Arena: For $125, name-bearing tiles will be laid in plaza. Proceeds will benefit children's arts program and Disney Concert Hall.

November 19, 1998|JAMES RAINEY | TIMES STAFF WRITER

Already gone are opportunities to have Los Angeles' new sports arena named after you ($100 million), or to have your company promoted inside the building (about $2.5 million). And luxury boxes--with prime seating, wet bar, etc.--for the future home of the Lakers, Clippers and Kings are going fast (roughly $200,000 to $300,000 a year).

But you still can pin your name to the Staples Center, after a fashion.

A minimum donation of at least $125 buys you an 8-inch-square, porcelain tile "star," to be laid in a plaza adjoining the downtown arena. For $3,000, bigger spenders can have their name or message embedded in one of the plaza's one-foot-square granite stars.

The builders of Los Angeles' budding sports and entertainment venue on Wednesday announced the creation of a "Star Plaza" to be built in front of the arena, whose concrete outer walls are quickly taking form adjacent to the Convention Center.

Executives of the Staples Center Foundation said they would use the Star Plaza payments for two significant donations:

$1 million over five years to Inner-City Arts, a program for underprivileged children from elementary schools around downtown, and $1 million toward Walt Disney Concert Hall, the future home of the Los Angeles Philharmonic, which has been struggling for years to raise the $255 million construction cost.

The donations are guaranteed regardless of the success of the Star Plaza sales, officials said.

Tim Leiweke, president of the arena, said the twin gifts demonstrate that "Staples Center will be the heart and soul of the community."

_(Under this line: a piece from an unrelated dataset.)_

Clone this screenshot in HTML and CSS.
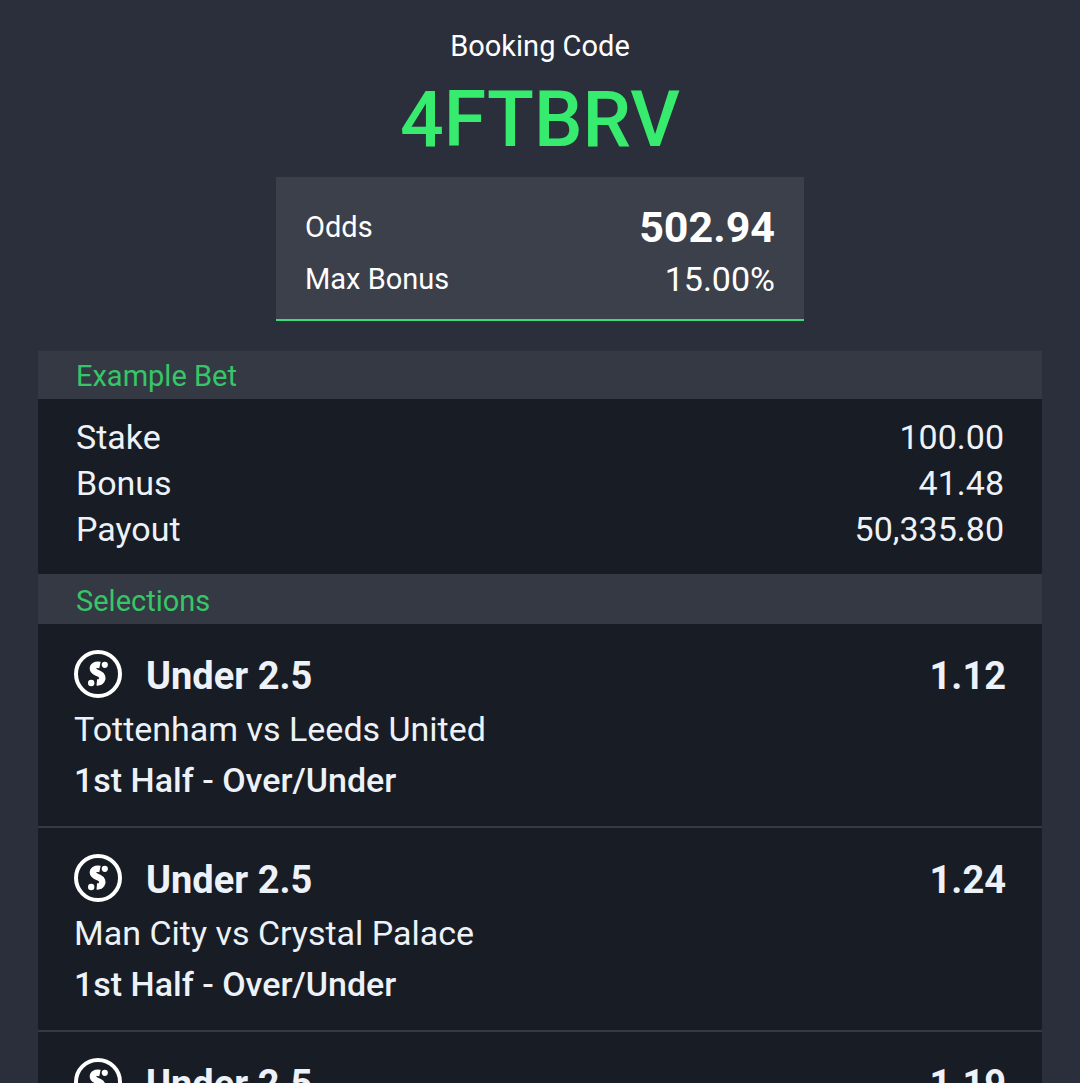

Kicking off the fund-raising effort Wednesday were Jack Nicholson, actor and Lakers celebrity fan, and Mary Hart, entertainment reporter and Kings celebrity fan. Their names (actually the names of Hart's entire family) will be displayed on two inaugural granite stars.

Nicholson, surveying his just-unveiled floor tile, purred: "Ahhh, another chance for people to walk all over me."

Hart said: "There are kids in L.A. who don't know what arts are about, who don't have a chance to blossom. . . . This program gives them hope for the future."

Nicholson said: "Beauty and sport. What else could you ask to be associated with?"

On any given day, Inner-City Arts conducts classes and workshops for 450 children in grades 2 through 5.

The children, who come from 11 elementary schools within five miles of downtown Los Angeles, learn a wide variety of skills in the visual and performing arts. The Staples grant money will allow an enrichment of those programs and expand enrollment to include two more campuses, Gratts and Magnolia elementary schools, said Inner-City Arts administrators Beth Tishler and Bob Bates.

Staples administrators hope to sell up to 5,000 of the smaller porcelain stars and 250 of the larger granite stars. For an extra $30 or $75, you can buy a replica star to display at home.

Not missing a chance to promote their latest idea, the Staples executives concluded Wednesday's news conference by presenting stars engraved with the names of local TV sports anchors.

The promotion of the new arena is scheduled to continue today when Staples officials are expected to announce the signing of an arena football franchise to play in the building beginning in April 2000.